[Pages as source code]
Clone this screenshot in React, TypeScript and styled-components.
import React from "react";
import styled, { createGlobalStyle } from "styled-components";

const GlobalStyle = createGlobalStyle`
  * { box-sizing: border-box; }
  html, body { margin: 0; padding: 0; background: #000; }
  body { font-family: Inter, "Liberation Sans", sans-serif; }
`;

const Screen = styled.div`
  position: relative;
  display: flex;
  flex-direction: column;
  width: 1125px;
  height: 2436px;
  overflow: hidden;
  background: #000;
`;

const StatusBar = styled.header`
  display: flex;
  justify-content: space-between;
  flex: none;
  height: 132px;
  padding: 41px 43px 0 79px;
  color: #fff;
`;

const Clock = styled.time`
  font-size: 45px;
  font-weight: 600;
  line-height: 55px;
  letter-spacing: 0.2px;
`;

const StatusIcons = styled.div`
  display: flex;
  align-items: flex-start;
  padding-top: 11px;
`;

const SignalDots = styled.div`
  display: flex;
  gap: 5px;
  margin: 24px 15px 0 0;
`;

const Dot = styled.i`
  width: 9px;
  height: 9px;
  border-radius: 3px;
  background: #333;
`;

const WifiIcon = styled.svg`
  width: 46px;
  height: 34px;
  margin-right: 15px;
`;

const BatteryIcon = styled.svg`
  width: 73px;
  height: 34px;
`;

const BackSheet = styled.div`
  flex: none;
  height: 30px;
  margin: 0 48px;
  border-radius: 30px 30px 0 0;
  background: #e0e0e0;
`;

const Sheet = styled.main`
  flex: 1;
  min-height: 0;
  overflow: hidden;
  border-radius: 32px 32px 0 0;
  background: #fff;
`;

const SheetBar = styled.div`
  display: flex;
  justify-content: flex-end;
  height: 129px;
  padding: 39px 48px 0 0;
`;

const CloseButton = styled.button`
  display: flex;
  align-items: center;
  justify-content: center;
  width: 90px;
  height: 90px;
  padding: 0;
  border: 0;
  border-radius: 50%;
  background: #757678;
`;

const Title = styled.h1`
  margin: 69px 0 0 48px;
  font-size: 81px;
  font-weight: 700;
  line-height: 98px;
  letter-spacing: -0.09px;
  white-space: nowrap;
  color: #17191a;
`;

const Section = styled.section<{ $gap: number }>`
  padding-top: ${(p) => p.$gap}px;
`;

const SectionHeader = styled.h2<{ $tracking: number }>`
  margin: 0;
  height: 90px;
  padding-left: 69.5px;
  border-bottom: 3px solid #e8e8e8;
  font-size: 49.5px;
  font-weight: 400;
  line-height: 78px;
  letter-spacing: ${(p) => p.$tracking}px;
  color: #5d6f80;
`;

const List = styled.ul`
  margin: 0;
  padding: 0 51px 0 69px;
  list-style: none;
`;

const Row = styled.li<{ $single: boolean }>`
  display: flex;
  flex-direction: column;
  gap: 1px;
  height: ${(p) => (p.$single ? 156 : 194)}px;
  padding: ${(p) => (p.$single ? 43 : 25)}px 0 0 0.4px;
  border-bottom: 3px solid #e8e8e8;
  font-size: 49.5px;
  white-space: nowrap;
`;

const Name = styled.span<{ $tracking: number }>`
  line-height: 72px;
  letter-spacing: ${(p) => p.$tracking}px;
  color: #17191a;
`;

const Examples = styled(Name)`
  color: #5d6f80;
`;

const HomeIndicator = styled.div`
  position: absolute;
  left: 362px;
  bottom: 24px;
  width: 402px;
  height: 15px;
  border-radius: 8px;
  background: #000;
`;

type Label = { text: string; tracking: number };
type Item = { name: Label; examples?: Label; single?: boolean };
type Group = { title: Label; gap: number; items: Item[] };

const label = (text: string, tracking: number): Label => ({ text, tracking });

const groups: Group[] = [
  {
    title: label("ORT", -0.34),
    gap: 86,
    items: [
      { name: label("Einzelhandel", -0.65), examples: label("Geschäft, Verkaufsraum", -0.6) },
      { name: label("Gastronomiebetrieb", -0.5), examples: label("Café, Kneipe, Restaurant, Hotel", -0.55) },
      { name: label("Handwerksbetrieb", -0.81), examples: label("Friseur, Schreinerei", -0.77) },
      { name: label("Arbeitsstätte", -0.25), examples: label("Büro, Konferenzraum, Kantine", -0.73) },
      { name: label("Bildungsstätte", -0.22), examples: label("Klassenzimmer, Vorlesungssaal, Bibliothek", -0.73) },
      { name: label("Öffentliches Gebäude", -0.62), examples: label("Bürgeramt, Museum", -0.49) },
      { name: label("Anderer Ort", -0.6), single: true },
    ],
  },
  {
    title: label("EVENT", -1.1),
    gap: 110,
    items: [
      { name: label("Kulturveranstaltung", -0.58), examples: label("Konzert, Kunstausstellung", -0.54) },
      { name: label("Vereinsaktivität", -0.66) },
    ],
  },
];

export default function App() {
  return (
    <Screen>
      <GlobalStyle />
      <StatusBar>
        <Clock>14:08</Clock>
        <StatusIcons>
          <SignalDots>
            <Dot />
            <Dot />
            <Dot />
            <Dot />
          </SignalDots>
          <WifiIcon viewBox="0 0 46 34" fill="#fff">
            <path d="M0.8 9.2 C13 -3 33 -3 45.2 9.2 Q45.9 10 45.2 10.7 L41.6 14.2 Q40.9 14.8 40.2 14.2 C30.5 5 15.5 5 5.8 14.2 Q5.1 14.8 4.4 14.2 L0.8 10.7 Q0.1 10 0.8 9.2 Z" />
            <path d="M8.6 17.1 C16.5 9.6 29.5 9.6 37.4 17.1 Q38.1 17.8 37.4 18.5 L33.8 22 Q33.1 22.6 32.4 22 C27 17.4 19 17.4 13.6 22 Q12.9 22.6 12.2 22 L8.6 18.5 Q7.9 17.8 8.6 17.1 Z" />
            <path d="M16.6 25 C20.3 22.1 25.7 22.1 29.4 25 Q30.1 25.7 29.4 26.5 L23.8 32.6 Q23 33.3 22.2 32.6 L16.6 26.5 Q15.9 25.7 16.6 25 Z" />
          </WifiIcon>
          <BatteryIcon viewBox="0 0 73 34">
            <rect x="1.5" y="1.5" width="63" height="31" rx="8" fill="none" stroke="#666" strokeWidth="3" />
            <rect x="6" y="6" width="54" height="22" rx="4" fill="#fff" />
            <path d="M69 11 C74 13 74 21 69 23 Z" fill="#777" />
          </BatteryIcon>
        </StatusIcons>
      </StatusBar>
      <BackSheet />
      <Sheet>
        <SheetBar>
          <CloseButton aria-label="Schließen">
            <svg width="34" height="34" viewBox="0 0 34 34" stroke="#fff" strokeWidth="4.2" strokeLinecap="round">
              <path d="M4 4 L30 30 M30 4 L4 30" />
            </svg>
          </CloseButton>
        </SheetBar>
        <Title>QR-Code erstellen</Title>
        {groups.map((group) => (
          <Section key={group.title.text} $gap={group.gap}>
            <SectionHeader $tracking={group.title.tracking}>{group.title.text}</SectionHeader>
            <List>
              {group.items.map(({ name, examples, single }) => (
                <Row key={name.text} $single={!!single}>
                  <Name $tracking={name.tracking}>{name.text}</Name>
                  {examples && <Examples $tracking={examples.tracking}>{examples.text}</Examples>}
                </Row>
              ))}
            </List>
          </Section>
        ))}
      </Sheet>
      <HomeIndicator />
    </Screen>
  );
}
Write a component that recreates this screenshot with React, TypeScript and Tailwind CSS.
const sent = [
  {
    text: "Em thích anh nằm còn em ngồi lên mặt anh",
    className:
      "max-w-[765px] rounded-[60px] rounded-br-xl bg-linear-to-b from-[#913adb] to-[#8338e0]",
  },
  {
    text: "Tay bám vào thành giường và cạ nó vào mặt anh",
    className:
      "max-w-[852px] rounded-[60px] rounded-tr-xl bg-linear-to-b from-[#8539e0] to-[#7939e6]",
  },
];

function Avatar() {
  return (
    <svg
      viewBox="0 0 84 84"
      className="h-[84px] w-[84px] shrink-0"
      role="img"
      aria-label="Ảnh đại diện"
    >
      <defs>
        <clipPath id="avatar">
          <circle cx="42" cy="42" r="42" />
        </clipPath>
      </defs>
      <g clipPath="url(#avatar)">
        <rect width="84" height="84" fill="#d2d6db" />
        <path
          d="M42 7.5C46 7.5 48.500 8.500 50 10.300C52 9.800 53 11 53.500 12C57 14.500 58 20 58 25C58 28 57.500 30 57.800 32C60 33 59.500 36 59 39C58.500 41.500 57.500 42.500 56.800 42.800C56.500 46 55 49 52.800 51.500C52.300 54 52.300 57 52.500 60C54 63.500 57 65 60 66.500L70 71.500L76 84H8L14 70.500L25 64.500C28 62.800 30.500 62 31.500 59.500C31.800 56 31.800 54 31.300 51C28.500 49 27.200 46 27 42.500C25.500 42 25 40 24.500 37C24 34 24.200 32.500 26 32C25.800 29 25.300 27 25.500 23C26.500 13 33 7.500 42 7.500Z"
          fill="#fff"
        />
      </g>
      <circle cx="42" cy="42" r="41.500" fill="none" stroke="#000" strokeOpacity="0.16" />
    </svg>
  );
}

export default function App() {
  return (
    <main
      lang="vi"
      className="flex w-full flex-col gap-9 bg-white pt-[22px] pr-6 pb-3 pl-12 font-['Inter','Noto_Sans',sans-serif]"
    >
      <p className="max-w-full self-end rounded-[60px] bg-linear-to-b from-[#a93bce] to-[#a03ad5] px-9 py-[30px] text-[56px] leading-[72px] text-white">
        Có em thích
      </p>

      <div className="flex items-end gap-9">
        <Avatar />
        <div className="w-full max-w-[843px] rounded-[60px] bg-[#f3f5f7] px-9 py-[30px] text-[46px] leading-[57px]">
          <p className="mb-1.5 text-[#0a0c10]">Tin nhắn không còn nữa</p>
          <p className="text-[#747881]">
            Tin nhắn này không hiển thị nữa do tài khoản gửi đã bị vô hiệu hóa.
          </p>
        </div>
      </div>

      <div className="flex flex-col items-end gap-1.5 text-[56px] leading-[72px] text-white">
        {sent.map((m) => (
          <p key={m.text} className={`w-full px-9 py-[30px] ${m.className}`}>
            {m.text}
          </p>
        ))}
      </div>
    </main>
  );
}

Task instructions: Look above for lines with the word "React" and copy them all.

Reply to the exercise:
Clone this screenshot in React, TypeScript and styled-components.
import React from "react";
Write a component that recreates this screenshot with React, TypeScript and Tailwind CSS.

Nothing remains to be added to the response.